Da poco più di due mesi Benito Mussolini era a capo del governo e le milizie fasciste imperversavano ancora incontrollate ed incontrastate anche nel nostro territorio, manganellando e opprimendo chiunque non sia allineato con loro. Sul territorio, dopo la Grande Guerra, erano nati numerosi gruppi di ex combattenti che volevano tutelare i diritti delle vedove, dei mutilati e di tutti gli ex soldati. Molti di questi gruppi, pur non volendo essere accostati ad un partito, erano vicini alla linea socialista, perciò venivano spesso definiti “partito ghislandiano” in riferimento a Guglielmo Ghislandi di Breno, che fondò la sezione degli ex combattenti in Valcamonica e si iscrisse poi al PSI.

La sezione di Pian Camuno guidata da Alghisio Poiatti era su questa linea e in questi anni erano stati assai frequenti gli scontri tra gli ex combattenti di Pian Camuno e i pochi fascisti del paese che, per affrontarli, spesso ricorrevano all’aiuto dei fascisti provenienti dai paesi vicini. Il sottoprefetto (emanazione del governo) ritenne di dover ammonire il Poiatti ed inviò a tale scopo i carabinieri. Il Poiatti reagì ai militi aiutato dagli ex combattenti, fino al punto da estrarre una rivoltella per costringere i carabinieri a lasciarlo in pace.

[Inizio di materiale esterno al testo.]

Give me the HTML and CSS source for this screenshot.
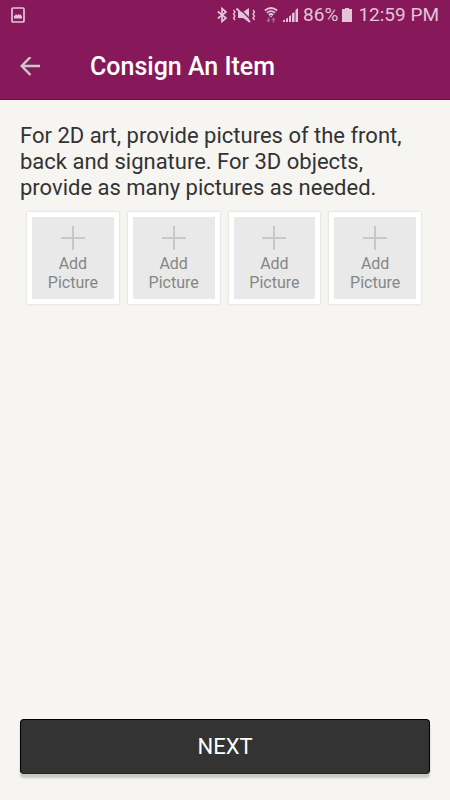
FILE: index.html
```html
<!DOCTYPE html>
<html lang="en">
<head>
  <meta charset="UTF-8" />
  <meta name="viewport" content="width=device-width, initial-scale=1.0" />
  <title>Consign An Item</title>
  <link rel="stylesheet" href="styles.css">
</head>
<body>
  <header class="header">
    <div class="status-bar">
      <svg class="picture-icon" width="14" height="16" viewBox="0 0 14 16">
        <rect x="1" y="1" width="12" height="14" rx="1" fill="none" stroke="currentColor" stroke-width="1.7" />
        <path d="M3 11.500V9l1-.5L5 7l1.500 1.500L7.500 7 9 8l1-.5.500 1.500.5.5v2z" fill="currentColor" />
      </svg>
      <div class="status-right">
        <svg width="10" height="16" viewBox="0 0 10 16" fill="none" stroke="currentColor" stroke-width="1.700">
          <path d="M.8 4.500l8.200 6.500L5 14.500v-13L9 5 .8 11.500" />
        </svg>
        <svg class="mute-icon" width="24" height="16" viewBox="0 0 24 16">
          <path d="M6 5h5l6-4v14l-6-4H6z" fill="currentColor" />
          <path d="M6.500 .5l12 12" stroke="#87195b" stroke-width="1.300" />
          <path d="M4.500 1.500L18 15" stroke="currentColor" stroke-width="2" />
          <path d="M1.500 3L3 5 1.500 7 3 9l-1.500 2L3 13M21 3l1.500 2L21 7l1.500 2-1.500 2 1.500 2" fill="none" stroke="currentColor" stroke-width="1.300" />
        </svg>
        <svg class="wifi-icon" width="14" height="16" viewBox="0 0 14 16">
          <g fill="none" stroke="currentColor" stroke-width="1.700">
            <path d="M.8 3.500Q7-1.500 13.200 3.500M2.800 5.800Q7 2.500 11.200 5.800M4.800 8Q7 6 9.200 8" />
          </g>
          <path d="M5.500 8.800h3L7 10.600z" fill="currentColor" />
          <path d="M4.500 10.500l2.200 2.500H5.300v2.500H3.700V13H2.300zM9.500 15.500L7.300 13h1.400v-2.500h1.600V13h1.400z" fill="currentColor" opacity=".45" transform="matrix(1 0 0 -1 0 26)" />
        </svg>
        <svg class="signal-icon" width="16" height="16" viewBox="0 0 16 16" fill="currentColor">
          <path d="M0 15v-1.500l2-1V15zM3 15v-3l2-1.500V15zM6 15V9.500L8 8v7zM9 15V6.500L11.500 5v10zM12.500 15V3L15 1v14z" />
        </svg>
        <span class="battery-level">86%</span>
        <svg class="battery-icon" width="10" height="16" viewBox="0 0 10 16" fill="currentColor">
          <path d="M3 1h4v1h3v13H0V2h3z" />
        </svg>
        <span>12:59 PM</span>
      </div>
    </div>
    <div class="title-bar">
      <button class="back" aria-label="Back">
        <svg width="20" height="20" viewBox="0 0 20 20" fill="none" stroke="currentColor" stroke-width="2.400">
          <path d="M20 9H2M10.500 0L1.700 9l8.800 9" />
        </svg>
      </button>
      <h1>Consign An Item</h1>
    </div>
  </header>

  <main class="content">
    <p class="intro">For 2D art, provide pictures of the front, back and signature. For 3D objects, provide as many pictures as needed.</p>
    <div class="pictures">
      <button class="add-picture">
        <svg width="24" height="24" viewBox="0 0 24 24"><path d="M12 0v24M0 12h24" stroke="#c8c8c8" stroke-width="2" /></svg>
        <span>Add<br>Picture</span>
      </button>
      <button class="add-picture">
        <svg width="24" height="24" viewBox="0 0 24 24"><path d="M12 0v24M0 12h24" stroke="#c8c8c8" stroke-width="2" /></svg>
        <span>Add<br>Picture</span>
      </button>
      <button class="add-picture">
        <svg width="24" height="24" viewBox="0 0 24 24"><path d="M12 0v24M0 12h24" stroke="#c8c8c8" stroke-width="2" /></svg>
        <span>Add<br>Picture</span>
      </button>
      <button class="add-picture">
        <svg width="24" height="24" viewBox="0 0 24 24"><path d="M12 0v24M0 12h24" stroke="#c8c8c8" stroke-width="2" /></svg>
        <span>Add<br>Picture</span>
      </button>
    </div>
  </main>

  <footer class="footer">
    <button class="next">NEXT</button>
  </footer>
</body>
</html>
```

FILE: styles.css
```css
* {
  box-sizing: border-box;
}

body {
  margin: 0;
  min-height: 100vh;
  display: flex;
  flex-direction: column;
  background-color: #f6f5f1;
  color: #333;
  font-family: Roboto, sans-serif;
}

button {
  font-family: inherit;
  cursor: pointer;
}

svg {
  display: block;
  flex-shrink: 0;
}

.header {
  background-color: #87195b;
  border-bottom: 1px solid #6d0c47;
}

.status-bar {
  display: flex;
  align-items: center;
  justify-content: space-between;
  height: 29px;
  padding: 0 11px;
  color: #e2c5d6;
  font-size: 19px;
}

.status-right {
  display: flex;
  align-items: center;
}

.mute-icon {
  margin-left: 5px;
}

.wifi-icon {
  margin-left: 8px;
}

.signal-icon {
  margin-left: 5px;
}

.battery-level {
  margin-left: 4px;
}

.battery-icon {
  margin: 0 6px 0 4px;
}

.title-bar {
  display: flex;
  align-items: center;
  height: 70px;
  padding: 5px 20px 0;
}

.back {
  padding: 0;
  border: none;
  background: none;
  color: #c9c9c9;
}

.title-bar h1 {
  margin: 0 0 0 50px;
  color: #fff;
  font-size: 25px;
  font-weight: 500;
}

.content {
  flex: 1;
  padding: 23px 20px;
}

.intro {
  margin: 0 0 11px;
  font-size: 22px;
  line-height: 26px;
}

.pictures {
  display: grid;
  grid-template-columns: repeat(4, 1fr);
  gap: 9px;
  padding: 0 9px 0 7px;
}

.add-picture {
  display: flex;
  flex-direction: column;
  align-items: center;
  gap: 4px;
  height: 92px;
  padding: 9px 0 0;
  border: 5px solid #fff;
  background-color: #e9e9e9;
  box-shadow: 0 0 2px #ccc;
  color: #868686;
  font-size: 16px;
  line-height: 19px;
}

.footer {
  padding: 0 20px 26px;
}

.next {
  display: block;
  width: 100%;
  height: 55px;
  border: 1px solid #000;
  border-bottom-color: #222;
  border-radius: 4px;
  background-color: #333;
  box-shadow: 0 4px 2px #c8c7c4;
  color: #fff;
  font-size: 22px;
}
```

Costoro lo lasciarono andare, convinti di arrestarlo a casa l’indomani.

I fascisti di Pisogne, saputo il fatto, decisero di piantonare la casa di Alghisio per impedire che fuggisse prima che i carabinieri lo avessero preso. A riprova di come, anche sul nostro territorio, le milizie di un partito erano fortemente tollerate e usate dalle autorità e dalle FdO. Evidentemente ai mussoliniani non bastava la guardia ed un paio di loro si intrufolarono nel cortile del Poiatti, il quale li scoprì e, con l’aiuto dei fratelli, li disarmò e li chiuse nella stalla (il Poiatti sfilò l’elmetto dalla testa di uno dei due incursori e lo colpì in faccia con lo stesso facendogli saltare tutti i denti incisivi). I camerati rimasti fuori decisero però di irrompere per liberare i compagni e da qui nacque un violento scontro. I carabinieri, avvisati che in casa Poiatti si stava sparando, accorsero immediatamente (secondo la famiglia i carabinieri erano già sul posto quando i fascisti fecero irruzione).

Presto la lotta si trasformò in carabinieri e fascisti da un lato, famiglia Poiatti dall’altro. Un carabiniere rimase ferito, ma ad avere la peggio furono i familiari di Alghisio: morirono i fratelli Giovanni Maria (36 anni), Siro (24 anni) e la sorella Angelina (44 anni) a cui fracassarono il cranio con il calcio del fucile. Tra i feriti l’appuntato Petruzzi Giovanni e il fascista Bianchi Pietro, oltre ad Alghisio Poiatti, Domenico Poiatti, Gianpietro Poiatti e Maria Poiatti.

Nell’articolo de “La sentinella bresciana” del 9 gen. 1923 che qui pubblico, si trova anche la versione della madre di Alghisio. Per meglio contestualizzare, ricordo che questo era il giornale dei liberali, perciò allineato ai fascisti in questo periodo di alleanza nei famosi “Blocchi nazionali”. In effetti il direttore Ducos commentò positivamente la marcia su Roma dei fascisti (28 ott. 1922), allineamento che mutò radicalmente dopo il delitto Matteotti del 1924, decretando in breve tempo l’allontanamento dal movimento fascista del giornale e infine la sua stessa chiusura (1925).